Set down the full listing exactly as given. Any pictures are to be left out.

* Available data:
▬▬▬
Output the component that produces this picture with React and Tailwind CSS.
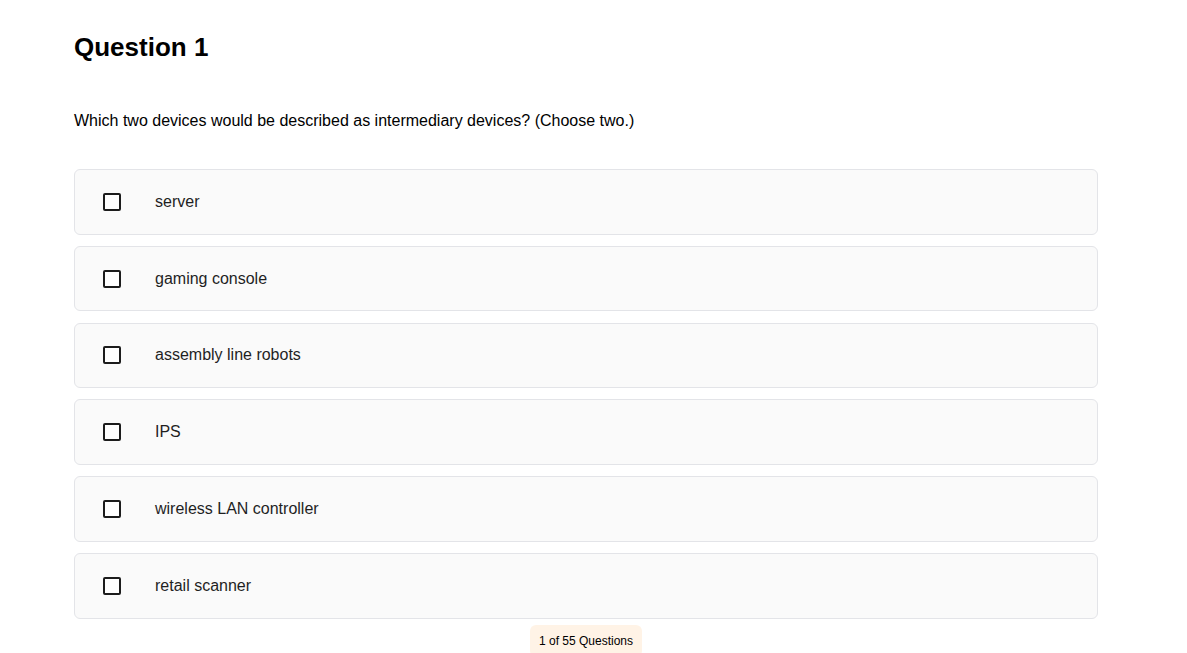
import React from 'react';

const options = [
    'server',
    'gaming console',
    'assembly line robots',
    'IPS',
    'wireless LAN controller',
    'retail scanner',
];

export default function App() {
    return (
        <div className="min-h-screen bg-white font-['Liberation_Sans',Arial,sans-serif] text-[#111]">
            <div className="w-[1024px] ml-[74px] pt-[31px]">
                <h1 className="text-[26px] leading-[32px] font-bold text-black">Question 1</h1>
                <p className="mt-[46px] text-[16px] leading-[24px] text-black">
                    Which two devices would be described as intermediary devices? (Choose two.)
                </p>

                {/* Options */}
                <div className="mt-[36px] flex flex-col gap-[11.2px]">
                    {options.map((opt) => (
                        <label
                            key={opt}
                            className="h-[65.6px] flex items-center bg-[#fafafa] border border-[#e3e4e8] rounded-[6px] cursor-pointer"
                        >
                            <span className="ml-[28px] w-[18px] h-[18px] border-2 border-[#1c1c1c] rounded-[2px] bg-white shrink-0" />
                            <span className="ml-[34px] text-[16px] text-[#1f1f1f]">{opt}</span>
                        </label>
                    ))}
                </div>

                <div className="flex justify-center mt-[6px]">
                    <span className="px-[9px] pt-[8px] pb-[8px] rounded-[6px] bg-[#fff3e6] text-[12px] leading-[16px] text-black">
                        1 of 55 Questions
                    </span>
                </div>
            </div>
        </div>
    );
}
▬▬▬
* Response:
Output the component that produces this picture with React and Tailwind CSS.
import React from 'react';

const options = [
    'server',
    'gaming console',
    'assembly line robots',
    'IPS',
    'wireless LAN controller',
    'retail scanner',
];

export default function App() {
    return (
        <div className="min-h-screen bg-white font-['Liberation_Sans',Arial,sans-serif] text-[#111]">
            <div className="w-[1024px] ml-[74px] pt-[31px]">
                <h1 className="text-[26px] leading-[32px] font-bold text-black">Question 1</h1>
                <p className="mt-[46px] text-[16px] leading-[24px] text-black">
                    Which two devices would be described as intermediary devices? (Choose two.)
                </p>

                {/* Options */}
                <div className="mt-[36px] flex flex-col gap-[11.2px]">
                    {options.map((opt) => (
                        <label
                            key={opt}
                            className="h-[65.6px] flex items-center bg-[#fafafa] border border-[#e3e4e8] rounded-[6px] cursor-pointer"
                        >
                            <span className="ml-[28px] w-[18px] h-[18px] border-2 border-[#1c1c1c] rounded-[2px] bg-white shrink-0" />
                            <span className="ml-[34px] text-[16px] text-[#1f1f1f]">{opt}</span>
                        </label>
                    ))}
                </div>

                <div className="flex justify-center mt-[6px]">
                    <span className="px-[9px] pt-[8px] pb-[8px] rounded-[6px] bg-[#fff3e6] text-[12px] leading-[16px] text-black">
                        1 of 55 Questions
                    </span>
                </div>
            </div>
        </div>
    );
}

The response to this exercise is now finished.